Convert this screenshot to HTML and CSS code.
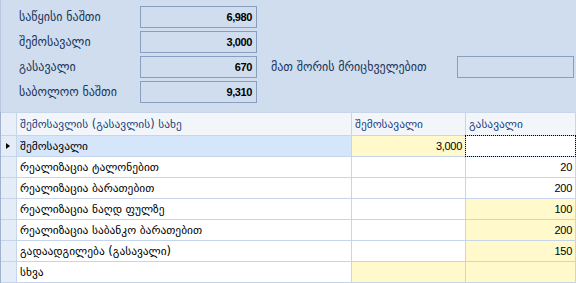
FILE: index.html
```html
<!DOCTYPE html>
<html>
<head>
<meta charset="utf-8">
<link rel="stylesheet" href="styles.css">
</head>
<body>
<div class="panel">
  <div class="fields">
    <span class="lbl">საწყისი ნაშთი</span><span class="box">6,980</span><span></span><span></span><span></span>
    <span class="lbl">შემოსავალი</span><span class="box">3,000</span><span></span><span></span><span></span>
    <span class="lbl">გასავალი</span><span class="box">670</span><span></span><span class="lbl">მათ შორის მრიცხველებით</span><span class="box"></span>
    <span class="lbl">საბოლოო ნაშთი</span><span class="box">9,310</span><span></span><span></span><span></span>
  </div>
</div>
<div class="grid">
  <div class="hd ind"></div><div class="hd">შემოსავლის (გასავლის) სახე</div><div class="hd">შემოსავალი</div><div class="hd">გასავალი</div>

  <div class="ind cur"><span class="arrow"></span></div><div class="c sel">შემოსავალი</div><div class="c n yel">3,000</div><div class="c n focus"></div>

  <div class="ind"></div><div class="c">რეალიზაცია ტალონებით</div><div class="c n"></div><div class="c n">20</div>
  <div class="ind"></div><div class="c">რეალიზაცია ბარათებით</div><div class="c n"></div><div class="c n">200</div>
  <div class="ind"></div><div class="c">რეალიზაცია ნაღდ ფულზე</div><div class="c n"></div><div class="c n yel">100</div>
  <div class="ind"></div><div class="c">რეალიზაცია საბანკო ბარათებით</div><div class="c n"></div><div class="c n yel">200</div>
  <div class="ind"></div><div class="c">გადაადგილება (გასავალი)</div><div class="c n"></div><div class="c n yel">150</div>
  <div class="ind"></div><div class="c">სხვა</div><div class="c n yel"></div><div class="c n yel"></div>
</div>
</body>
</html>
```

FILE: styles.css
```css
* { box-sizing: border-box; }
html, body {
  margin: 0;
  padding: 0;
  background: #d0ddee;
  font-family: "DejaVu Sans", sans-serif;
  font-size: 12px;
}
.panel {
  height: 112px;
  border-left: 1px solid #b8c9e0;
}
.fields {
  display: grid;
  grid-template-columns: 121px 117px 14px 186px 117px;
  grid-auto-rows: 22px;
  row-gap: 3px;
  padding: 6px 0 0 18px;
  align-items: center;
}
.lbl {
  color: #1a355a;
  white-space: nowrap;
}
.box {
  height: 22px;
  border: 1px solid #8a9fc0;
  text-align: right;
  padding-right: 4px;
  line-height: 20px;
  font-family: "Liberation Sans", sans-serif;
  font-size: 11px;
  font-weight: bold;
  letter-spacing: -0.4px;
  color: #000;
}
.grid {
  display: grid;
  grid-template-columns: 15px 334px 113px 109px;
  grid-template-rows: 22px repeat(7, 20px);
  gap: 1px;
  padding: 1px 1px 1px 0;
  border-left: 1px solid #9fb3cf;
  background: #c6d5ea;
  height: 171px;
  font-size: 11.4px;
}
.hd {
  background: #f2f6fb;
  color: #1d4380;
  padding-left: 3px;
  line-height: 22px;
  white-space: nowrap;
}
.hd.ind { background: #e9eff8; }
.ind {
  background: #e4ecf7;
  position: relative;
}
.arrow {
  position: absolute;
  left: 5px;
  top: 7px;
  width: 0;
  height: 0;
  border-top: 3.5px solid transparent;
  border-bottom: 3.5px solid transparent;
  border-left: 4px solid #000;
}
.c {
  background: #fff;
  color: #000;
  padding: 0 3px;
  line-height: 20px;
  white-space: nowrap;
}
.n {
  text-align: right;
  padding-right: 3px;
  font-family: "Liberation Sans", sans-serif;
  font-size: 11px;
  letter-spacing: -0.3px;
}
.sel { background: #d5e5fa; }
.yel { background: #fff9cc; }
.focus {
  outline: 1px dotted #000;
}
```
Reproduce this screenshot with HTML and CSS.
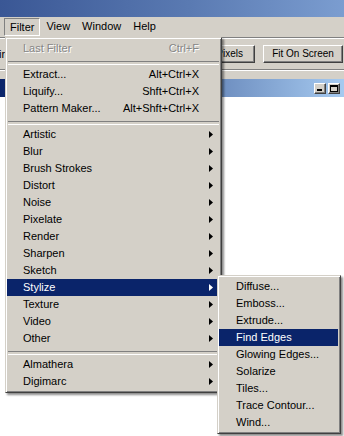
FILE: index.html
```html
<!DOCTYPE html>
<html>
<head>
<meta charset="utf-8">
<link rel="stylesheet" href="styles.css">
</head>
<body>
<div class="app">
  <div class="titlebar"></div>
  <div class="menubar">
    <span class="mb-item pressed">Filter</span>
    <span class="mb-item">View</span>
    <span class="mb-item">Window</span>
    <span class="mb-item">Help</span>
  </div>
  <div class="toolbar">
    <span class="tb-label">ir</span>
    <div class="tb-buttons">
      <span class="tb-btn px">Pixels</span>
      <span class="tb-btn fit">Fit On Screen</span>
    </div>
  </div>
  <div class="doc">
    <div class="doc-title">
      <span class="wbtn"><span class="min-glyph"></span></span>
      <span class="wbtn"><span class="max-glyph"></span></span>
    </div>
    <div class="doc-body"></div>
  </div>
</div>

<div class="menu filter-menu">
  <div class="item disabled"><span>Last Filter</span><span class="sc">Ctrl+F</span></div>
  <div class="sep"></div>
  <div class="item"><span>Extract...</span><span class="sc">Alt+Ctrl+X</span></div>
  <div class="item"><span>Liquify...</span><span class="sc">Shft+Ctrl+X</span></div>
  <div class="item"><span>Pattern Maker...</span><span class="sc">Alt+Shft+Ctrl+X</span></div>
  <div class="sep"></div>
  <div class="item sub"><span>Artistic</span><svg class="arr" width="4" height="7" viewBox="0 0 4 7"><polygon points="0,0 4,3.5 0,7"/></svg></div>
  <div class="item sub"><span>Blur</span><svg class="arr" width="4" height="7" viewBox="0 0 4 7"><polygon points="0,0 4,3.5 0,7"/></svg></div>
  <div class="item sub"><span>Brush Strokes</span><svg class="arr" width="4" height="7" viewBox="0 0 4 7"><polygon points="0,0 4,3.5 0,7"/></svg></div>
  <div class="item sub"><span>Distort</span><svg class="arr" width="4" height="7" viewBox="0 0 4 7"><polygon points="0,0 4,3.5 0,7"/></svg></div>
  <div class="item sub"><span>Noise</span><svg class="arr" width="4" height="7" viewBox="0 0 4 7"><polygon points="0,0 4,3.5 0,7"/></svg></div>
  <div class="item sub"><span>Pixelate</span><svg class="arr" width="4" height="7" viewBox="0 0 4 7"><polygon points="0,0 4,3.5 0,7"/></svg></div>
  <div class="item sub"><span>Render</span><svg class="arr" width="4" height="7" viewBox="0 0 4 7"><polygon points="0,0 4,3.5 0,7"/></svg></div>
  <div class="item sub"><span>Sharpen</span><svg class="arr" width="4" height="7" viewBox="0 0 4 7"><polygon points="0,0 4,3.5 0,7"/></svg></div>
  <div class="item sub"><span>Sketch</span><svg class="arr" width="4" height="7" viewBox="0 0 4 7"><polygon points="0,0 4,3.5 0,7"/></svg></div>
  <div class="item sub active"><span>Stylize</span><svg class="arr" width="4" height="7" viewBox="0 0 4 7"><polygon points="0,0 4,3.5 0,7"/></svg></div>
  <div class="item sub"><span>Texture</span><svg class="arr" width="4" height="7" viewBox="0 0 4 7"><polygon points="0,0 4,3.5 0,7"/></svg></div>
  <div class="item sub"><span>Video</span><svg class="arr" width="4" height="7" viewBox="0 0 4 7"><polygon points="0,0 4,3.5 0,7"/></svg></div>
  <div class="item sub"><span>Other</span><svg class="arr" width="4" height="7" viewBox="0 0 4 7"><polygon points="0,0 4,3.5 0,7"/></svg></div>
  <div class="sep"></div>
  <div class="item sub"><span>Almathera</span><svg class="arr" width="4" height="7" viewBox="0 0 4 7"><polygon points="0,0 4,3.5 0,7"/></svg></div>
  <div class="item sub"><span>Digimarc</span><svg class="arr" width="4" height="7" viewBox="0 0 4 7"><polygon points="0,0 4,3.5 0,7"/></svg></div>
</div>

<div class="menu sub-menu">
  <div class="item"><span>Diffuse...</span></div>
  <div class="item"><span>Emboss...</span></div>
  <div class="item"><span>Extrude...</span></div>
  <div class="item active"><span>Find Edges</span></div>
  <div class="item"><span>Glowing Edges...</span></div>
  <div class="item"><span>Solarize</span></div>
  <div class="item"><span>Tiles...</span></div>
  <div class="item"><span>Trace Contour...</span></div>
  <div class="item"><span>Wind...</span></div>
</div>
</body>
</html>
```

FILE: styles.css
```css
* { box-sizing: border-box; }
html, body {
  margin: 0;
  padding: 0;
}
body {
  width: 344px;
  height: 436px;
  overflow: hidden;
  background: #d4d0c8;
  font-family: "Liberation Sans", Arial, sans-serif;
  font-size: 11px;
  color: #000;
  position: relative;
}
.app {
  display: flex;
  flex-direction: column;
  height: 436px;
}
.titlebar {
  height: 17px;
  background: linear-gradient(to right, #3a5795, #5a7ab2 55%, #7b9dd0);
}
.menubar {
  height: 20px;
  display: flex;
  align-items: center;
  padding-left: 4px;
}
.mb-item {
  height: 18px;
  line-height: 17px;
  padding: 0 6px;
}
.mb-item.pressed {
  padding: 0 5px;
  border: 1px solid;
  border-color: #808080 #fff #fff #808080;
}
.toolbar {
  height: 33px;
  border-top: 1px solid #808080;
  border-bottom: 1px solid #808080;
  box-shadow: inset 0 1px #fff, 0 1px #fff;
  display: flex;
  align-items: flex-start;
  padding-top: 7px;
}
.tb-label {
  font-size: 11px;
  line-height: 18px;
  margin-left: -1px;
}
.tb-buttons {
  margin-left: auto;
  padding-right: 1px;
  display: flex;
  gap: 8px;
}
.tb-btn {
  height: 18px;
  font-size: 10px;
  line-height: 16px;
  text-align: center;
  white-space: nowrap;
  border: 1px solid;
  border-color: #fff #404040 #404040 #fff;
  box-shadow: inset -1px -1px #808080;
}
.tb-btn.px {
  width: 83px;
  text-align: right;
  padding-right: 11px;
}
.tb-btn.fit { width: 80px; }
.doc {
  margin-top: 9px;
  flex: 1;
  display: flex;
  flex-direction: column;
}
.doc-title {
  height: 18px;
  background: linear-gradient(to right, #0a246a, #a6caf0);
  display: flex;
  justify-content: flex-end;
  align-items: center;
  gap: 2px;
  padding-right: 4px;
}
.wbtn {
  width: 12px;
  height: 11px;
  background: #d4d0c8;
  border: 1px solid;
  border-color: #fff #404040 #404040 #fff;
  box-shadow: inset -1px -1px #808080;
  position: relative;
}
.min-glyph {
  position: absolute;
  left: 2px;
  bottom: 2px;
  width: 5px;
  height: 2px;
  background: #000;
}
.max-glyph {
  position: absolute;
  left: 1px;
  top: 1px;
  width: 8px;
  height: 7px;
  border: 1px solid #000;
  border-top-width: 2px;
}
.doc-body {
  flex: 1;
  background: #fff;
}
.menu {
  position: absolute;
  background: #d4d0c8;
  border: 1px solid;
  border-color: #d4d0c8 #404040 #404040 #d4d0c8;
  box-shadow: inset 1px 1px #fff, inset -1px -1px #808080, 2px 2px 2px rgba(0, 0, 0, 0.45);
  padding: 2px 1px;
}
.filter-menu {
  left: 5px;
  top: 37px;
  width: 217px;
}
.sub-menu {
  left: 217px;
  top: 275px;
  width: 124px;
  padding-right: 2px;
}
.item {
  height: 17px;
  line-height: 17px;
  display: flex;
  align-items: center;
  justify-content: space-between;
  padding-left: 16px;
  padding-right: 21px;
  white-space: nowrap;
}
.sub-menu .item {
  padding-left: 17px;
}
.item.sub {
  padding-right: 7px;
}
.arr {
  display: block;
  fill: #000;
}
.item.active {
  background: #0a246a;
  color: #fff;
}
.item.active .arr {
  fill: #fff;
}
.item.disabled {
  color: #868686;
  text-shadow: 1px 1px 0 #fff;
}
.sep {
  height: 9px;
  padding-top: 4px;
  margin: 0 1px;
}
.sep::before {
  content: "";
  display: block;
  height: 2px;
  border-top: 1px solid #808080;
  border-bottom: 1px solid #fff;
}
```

* _Set task_: From the records above, pull out every line containing the word "screenshot".

* _Solved problem_:
Convert this screenshot to HTML and CSS code.
Reproduce this screenshot with HTML and CSS.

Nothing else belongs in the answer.